◆ Exercise requirements
Filter the listing below, copying every line in which the word "that" appears.

◆ Data to use
Begin

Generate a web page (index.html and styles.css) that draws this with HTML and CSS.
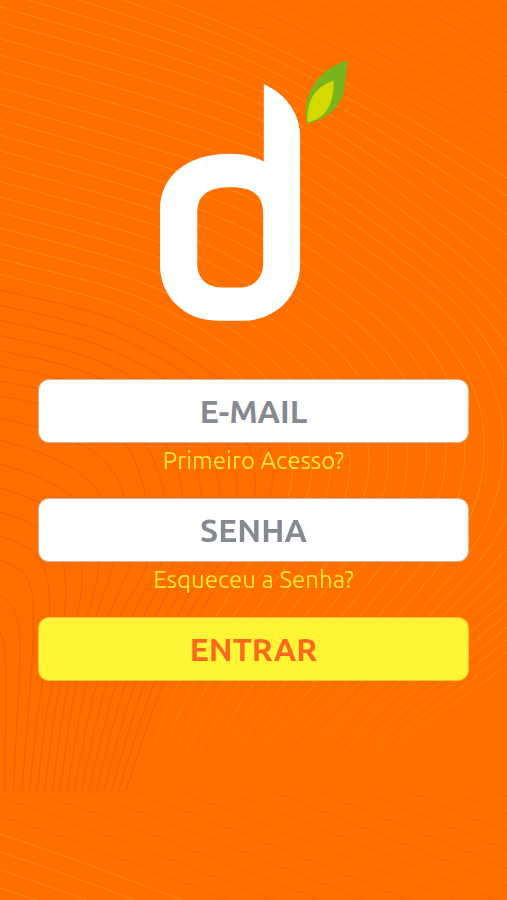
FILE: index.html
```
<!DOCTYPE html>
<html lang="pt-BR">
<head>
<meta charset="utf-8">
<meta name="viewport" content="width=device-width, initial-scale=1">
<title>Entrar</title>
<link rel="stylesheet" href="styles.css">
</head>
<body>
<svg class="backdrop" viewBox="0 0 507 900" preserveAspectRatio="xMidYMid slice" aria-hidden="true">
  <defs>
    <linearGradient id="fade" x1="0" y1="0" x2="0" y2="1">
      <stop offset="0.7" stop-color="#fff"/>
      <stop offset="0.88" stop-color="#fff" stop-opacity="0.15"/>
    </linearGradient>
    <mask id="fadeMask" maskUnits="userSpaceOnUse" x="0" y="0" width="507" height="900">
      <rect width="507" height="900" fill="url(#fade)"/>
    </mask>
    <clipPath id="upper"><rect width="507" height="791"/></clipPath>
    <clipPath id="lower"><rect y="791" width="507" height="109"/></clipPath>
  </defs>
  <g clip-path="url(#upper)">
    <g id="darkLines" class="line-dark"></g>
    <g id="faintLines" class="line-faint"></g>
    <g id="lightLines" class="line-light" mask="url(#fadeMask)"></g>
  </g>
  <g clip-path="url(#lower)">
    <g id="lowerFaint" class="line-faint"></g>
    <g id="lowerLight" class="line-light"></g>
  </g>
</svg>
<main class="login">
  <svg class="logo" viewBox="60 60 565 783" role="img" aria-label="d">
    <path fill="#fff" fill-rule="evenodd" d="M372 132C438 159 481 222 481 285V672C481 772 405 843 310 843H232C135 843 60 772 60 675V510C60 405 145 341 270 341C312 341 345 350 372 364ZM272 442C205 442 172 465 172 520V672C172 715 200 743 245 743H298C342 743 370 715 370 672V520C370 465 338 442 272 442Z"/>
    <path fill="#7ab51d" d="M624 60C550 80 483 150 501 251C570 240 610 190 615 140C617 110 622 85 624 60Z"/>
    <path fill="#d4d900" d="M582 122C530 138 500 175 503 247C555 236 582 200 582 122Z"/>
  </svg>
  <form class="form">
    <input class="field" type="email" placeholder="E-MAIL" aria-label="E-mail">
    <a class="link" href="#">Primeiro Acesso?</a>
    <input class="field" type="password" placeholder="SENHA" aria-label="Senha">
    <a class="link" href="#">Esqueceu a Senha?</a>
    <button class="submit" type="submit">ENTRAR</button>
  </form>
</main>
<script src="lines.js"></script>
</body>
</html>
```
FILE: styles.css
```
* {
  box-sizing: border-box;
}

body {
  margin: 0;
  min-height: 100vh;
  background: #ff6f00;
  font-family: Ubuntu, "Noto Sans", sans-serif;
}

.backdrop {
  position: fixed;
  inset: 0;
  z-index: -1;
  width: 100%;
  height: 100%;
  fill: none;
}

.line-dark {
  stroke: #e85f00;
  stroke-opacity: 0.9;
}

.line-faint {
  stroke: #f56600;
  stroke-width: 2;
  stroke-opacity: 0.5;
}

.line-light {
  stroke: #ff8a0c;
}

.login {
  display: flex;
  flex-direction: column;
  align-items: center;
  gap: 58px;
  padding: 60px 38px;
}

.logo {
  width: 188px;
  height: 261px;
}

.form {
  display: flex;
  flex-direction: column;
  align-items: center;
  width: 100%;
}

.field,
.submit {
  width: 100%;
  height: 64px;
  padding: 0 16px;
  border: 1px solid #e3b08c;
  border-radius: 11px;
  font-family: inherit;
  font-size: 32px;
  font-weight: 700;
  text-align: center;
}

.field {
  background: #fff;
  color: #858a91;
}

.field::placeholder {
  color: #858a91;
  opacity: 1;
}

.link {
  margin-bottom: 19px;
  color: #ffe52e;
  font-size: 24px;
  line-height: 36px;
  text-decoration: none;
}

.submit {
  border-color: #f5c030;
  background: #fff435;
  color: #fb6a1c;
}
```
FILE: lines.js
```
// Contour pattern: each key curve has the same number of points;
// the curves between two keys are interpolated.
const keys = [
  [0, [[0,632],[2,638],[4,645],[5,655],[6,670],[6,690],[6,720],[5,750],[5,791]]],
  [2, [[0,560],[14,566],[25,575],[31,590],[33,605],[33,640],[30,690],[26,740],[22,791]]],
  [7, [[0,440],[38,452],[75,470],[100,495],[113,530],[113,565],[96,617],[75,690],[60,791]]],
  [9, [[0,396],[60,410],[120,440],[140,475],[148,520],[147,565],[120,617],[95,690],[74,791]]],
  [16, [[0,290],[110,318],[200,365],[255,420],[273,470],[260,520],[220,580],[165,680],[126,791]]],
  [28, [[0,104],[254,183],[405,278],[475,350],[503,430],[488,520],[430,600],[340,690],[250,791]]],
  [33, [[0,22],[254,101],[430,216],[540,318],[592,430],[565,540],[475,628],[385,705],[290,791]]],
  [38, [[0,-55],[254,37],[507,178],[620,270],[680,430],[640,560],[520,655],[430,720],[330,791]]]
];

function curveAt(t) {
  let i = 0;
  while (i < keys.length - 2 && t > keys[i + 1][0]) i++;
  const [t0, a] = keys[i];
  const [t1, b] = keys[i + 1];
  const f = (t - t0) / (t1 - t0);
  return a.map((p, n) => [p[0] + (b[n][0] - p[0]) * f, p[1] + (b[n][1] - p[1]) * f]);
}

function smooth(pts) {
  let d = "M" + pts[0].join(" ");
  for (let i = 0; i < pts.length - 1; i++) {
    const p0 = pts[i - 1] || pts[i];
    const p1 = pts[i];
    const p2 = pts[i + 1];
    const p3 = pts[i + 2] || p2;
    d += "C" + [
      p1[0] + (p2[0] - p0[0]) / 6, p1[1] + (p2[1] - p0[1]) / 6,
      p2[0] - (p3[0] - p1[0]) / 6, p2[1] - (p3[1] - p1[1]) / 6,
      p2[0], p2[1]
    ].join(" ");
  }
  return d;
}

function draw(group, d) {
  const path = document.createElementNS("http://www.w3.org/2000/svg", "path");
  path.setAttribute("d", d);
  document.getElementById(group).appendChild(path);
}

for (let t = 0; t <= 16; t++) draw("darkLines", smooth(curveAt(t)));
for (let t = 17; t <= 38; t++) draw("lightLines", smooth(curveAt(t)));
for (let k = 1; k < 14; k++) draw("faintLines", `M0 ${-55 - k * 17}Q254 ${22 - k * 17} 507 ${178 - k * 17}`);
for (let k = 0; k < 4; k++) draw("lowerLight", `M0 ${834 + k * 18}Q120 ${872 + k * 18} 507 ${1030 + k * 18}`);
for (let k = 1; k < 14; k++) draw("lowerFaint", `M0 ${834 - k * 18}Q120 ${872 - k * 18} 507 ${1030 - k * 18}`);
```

End
Begin

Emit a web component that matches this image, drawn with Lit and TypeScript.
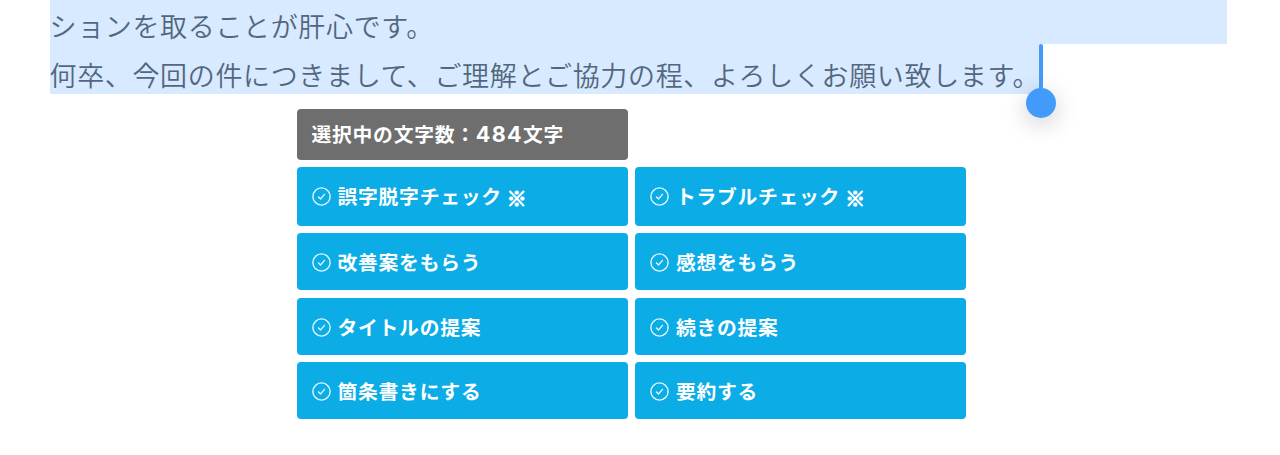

End

◆ Final result
Generate a web page (index.html and styles.css) that draws this with HTML and CSS.
Emit a web component that matches this image, drawn with Lit and TypeScript.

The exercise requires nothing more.